¿Qué es una nación?
Cuando la excepción no es ejercida a favor del que menos tiene se atenta contra la igualdad


La disputa política diaria nos hace olvidar que a los conceptos, a veces, hay que sacarles lustre para que no pierdan su significado. La polisemia, tan fecunda en literatura, es una trampa para la deliberación pública, ya que nos impide distinguir con claridad qué queremos decir con las palabras. Del mismo modo que bajo el título “libertad” se pueden defender causas e ideologías contrarias, otros términos centrales como “nación” o “igualdad” han sufrido un desgaste semántico casi letal para la reflexión.
Es curioso, pues en su origen la idea de nación se forjó estableciendo un vínculo indisoluble con la igualdad. En el contexto revolucionario, el abate Sieyès definió la nación desde su célebre pasquín como un cuerpo de asociados que viven bajo una misma ley. Hay otras definiciones inspiradas, como aquella de Ernest Renan en la que describía la nación como un plebiscito diario, o la de Benedict Anderson como comunidad imaginada. Sin embargo, en su dimensión estatal (frente a la nación cultural que distinguiera Friedrich Meinecke), la nación se ha articulado tradicionalmente a partir de la ley común.
La reunión de semejantes en torno a una norma compartida es, en el fondo, todavía más antigua. Aristóteles, en su Política, ya destacó que una polis es una multitud de ciudadanos reunidos alrededor de una semejanza. Para entonces, la Grecia Antigua ya había acuñado el concepto de isonomía, una noción que sitúa la igualdad ante la ley (y la propia igualdad de la norma compartida) como premisa fundacional de la comunidad política.
Es casi imposible no regresar a todos estos precedentes de nuestra herencia política en unos días en los que el Gobierno negocia una financiación singular con Cataluña. La fortuna ha querido que etimológicamente la palabra “privilegio” aluda, precisamente, a la ley particular. Una excepcionalidad que, cuando no se ejerce en favor del que menos tiene, atenta contra la igualdad que vertebra la comunidad.

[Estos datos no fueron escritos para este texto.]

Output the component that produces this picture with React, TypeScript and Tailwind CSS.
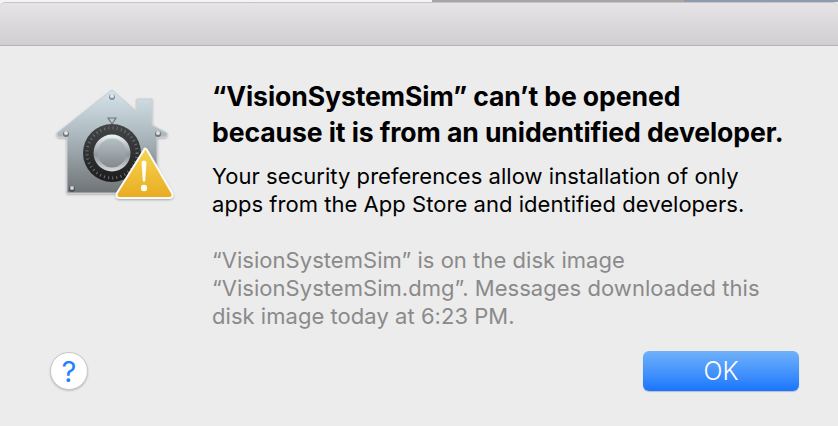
import React from "react";

function GatekeeperIcon() {
  return (
    <svg width="150" height="140" viewBox="0 0 150 140" className="block">
      <defs>
        <linearGradient id="house" x1="0" y1="0" x2="0" y2="1">
          <stop offset="0" stopColor="#d6e4eb" />
          <stop offset="0.45" stopColor="#abb7bd" />
          <stop offset="1" stopColor="#6f7376" />
        </linearGradient>
        <linearGradient id="ring" x1="0" y1="0" x2="0" y2="1">
          <stop offset="0" stopColor="#444648" />
          <stop offset="1" stopColor="#1c1c1d" />
        </linearGradient>
        <linearGradient id="knob" x1="0" y1="0" x2="0" y2="1">
          <stop offset="0" stopColor="#f2f5f6" />
          <stop offset="0.55" stopColor="#8f979b" />
          <stop offset="1" stopColor="#d8dcde" />
        </linearGradient>
        <linearGradient id="knobIn" x1="0" y1="0" x2="0" y2="1">
          <stop offset="0" stopColor="#b4c0c4" />
          <stop offset="1" stopColor="#84898c" />
        </linearGradient>
        <linearGradient id="warn" x1="0" y1="0" x2="0" y2="1">
          <stop offset="0" stopColor="#f6d651" />
          <stop offset="1" stopColor="#e9ab22" />
        </linearGradient>
        <filter id="soft" x="-20%" y="-20%" width="140%" height="140%">
          <feDropShadow dx="0" dy="1" stdDeviation="1" floodColor="#000" floodOpacity="0.3" />
        </filter>
      </defs>
      <path
        d="M72 15 L97 37 L97 24 L112 24 L112 50 L127 58 Q128 61 125 62 L117 62 L117 118 L27 118 L27 62 L19 62 Q16 61 17 58 Z"
        fill="url(#house)"
        stroke="#c6ced2"
        strokeWidth="1"
        strokeLinejoin="round"
        filter="url(#soft)"
      />
      <circle cx="72" cy="22" r="3" fill="#888e92" />
      <circle cx="72" cy="21" r="2" fill="#e4e8ea" />
      <circle cx="26" cy="59" r="3" fill="#70767a" />
      <circle cx="26" cy="58" r="2" fill="#dfe3e5" />
      <circle cx="118" cy="59" r="3" fill="#70767a" />
      <circle cx="118" cy="58" r="2" fill="#dfe3e5" />
      <circle cx="32" cy="114" r="3" fill="#4e5255" />
      <circle cx="32" cy="113" r="2" fill="#cfd3d5" />
      <path d="M68 43 H76 L72 49 Z" fill="none" stroke="#71777b" strokeWidth="1.2" />
      <circle cx="72" cy="78" r="29" fill="url(#ring)" />
      <circle cx="72" cy="78" r="25" fill="none" stroke="#6d6f71" strokeWidth="3" strokeDasharray="1 3.2" />
      <circle cx="72" cy="78" r="18.5" fill="url(#knob)" />
      <circle cx="72" cy="78" r="14.5" fill="url(#knobIn)" />
      <path
        d="M104 75 Q104.500 72 107 75 L132 118 Q134 123 129 123 L80 123 Q75 123 77 118 Z"
        fill="url(#warn)"
        stroke="#fbfbf7"
        strokeWidth="2"
        strokeLinejoin="round"
        filter="url(#soft)"
      />
      <path d="M101.5 87 Q104 84 106.500 87 L105.200 106 Q104 107.500 102.800 106 Z" fill="#fffdf5" />
      <circle cx="104" cy="113" r="3.200" fill="#fffdf5" />
    </svg>
  );
}

export default function App() {
  return (
    <div className="w-[838px] h-[426px] overflow-hidden bg-[#ececec] flex flex-col font-['Inter','Liberation_Sans',sans-serif]">
      <div className="h-[2px] flex shrink-0">
        <div className="w-[432px] bg-[#f4f4f4]" />
        <div className="w-[252px] bg-[#a9a7a6]" />
        <div className="flex-1 bg-[#8f9cad]" />
      </div>
      <div className="h-[44px] shrink-0 rounded-t-[6px] border-t border-[#c4c4c4] border-b border-b-[#b4b4b4] bg-gradient-to-b from-[#e6e4e6] to-[#d0ced0]" />
      <div className="flex-1 flex flex-col">
        <div className="flex pl-[40px]">
          <div className="w-[172px] shrink-0 pt-[29px]">
            <GatekeeperIcon />
          </div>
          <div className="flex-1 pt-[32px]">
            <h1 className="text-[26.6px] leading-[36px] font-bold text-black tracking-[-0.1px] whitespace-nowrap">
              “VisionSystemSim” can’t be opened
              <br />
              because it is from an unidentified developer.
            </h1>
            <p className="mt-[12px] text-[22px] leading-[28px] text-black tracking-[0.04px] whitespace-nowrap">
              Your security preferences allow installation of only
              <br />
              apps from the App Store and identified developers.
            </p>
            <p className="mt-[28px] text-[22px] leading-[28px] text-[#8a8a8a] tracking-[0.04px] whitespace-nowrap">
              “VisionSystemSim” is on the disk image
              <br />
              “VisionSystemSim.dmg”. Messages downloaded this
              <br />
              disk image today at 6:23 PM.
            </p>
          </div>
        </div>
        <div className="flex items-center justify-between pl-[50px] pr-[39px] mt-[21px]">
          <button className="w-[38px] h-[38px] rounded-full bg-white border border-[#c8c8c8] shadow-[0_1px_2px_rgba(0,0,0,0.2)] flex items-center justify-center text-[#1f82fb] text-[29px] font-normal leading-none">
            ?
          </button>
          <button className="w-[156px] h-[40px] rounded-[6px] bg-gradient-to-b from-[#6fb1fa] to-[#1775fd] shadow-[0_1px_1px_rgba(0,0,0,0.2)] text-white text-[25px] font-light leading-none flex items-center justify-center">
            OK
          </button>
        </div>
      </div>
    </div>
  );
}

Tampoco servirá que todos los territorios puedan replicar una autonomía fiscal que reivindican siempre los que más tienen. Porque hacerse cargo del niño pobre de Cádiz, del jubilado de Zafra o de la mujer con discapacidad de Mieres es una responsabilidad civil que atañe de manera igual al contribuyente de Hernani, de Girona o de Madrid. Una nación, a fin de cuentas, no es más que un territorio donde se hace exigible la solidaridad forzosa. Por eso no hay comunidad si no se está dispuesto a compartir la suerte. Sobre todo cuando es mala.